Une enquête réalisée par Ipsos pour le CRIF en septembre 2024 dresse un constat alarmant : l’antisémitisme progresse et change de visage. Il semble hors de tout contrôle et se déploie sur le terrain en ligne, insidieusement, tapi dans les recoins numériques. Depuis le 7 octobre 2023, nous assistons de fait à une propagation sans précédent de contenus antisémites sur internet. Le niveau de haine ne tend pas à se réduire, bien au contraire : chaque montée de tension au Proche-Orient se traduit par un déferlement de violence, à la fois dans nos rues et sur nos réseaux sociaux. Ces deux sphères s’alimentant mutuellement, l’une amplifiant l’autre. Alors, comment restaurer un espace numérique où la dignité humaine reprend ses droits ? Comment faire en sorte que la parole redevienne un outil de connexion, plutôt que de division ? S’y ajoute une interrogation connexe, globale et cruciale : comment rapprocher les individus aujourd’hui séparés par un véritable gouffre idéologique ? Comment reconstruire une société unie, harmonieuse, solidaire ? Et comment lutter efficacement contre l’antisémitisme, l’un des ferments de la division qui règne dans notre pays ?

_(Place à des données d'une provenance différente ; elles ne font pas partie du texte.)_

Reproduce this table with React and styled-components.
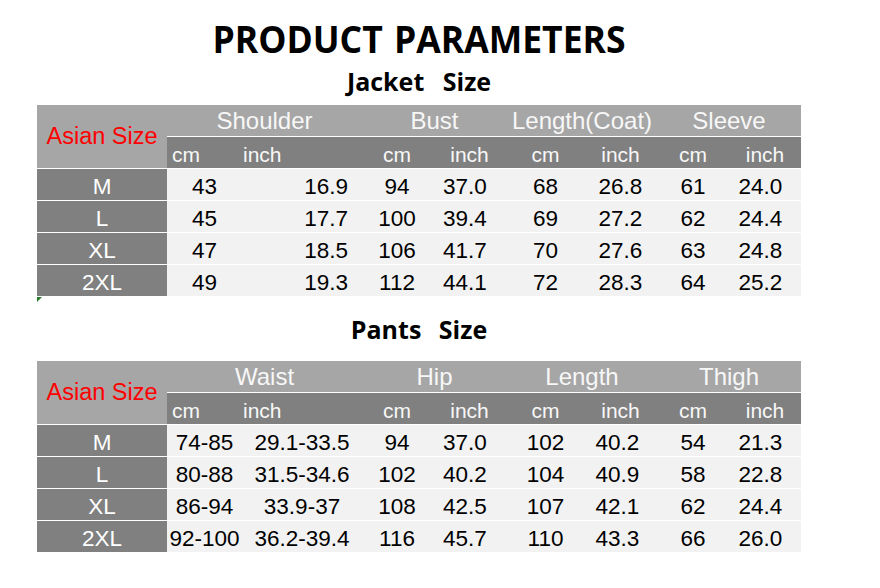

C’est par ces mots et questions que Shani Benoualid, spécialiste de la lutte contre la haine en ligne et Conseillère lutte contre le racisme et l’antisémitisme de la DILCRAH (Délégation Interministérielle à la Lutte Contre le Racisme, l’Antisémitisme et la Haine anti-LGBT), préface le livre de Samuel Mayol, « Antisémitisme : la République en danger » (1). L’enquête réalisée par Ipsos pour le CRIF révèle des chiffres éloquents et particulièrement inquiétants : 46 % de Français adhèrent aujourd’hui à plus de six préjugés antijuifs, contre 37 % en 2020 ; seulement 53 % des 18-24 ans pensent que la majorité des Juifs est bien intégrée dans la population, contre 84 % des Français en général ; et 17 % des moins de 35 ans jugent que le départ des Juifs de la France serait… une bonne chose ! Dans la population générale, 12 % se réjouissent à l’idée de voir les Juifs quitter le territoire national, alors qu’ils n’étaient que 6 % en 2020.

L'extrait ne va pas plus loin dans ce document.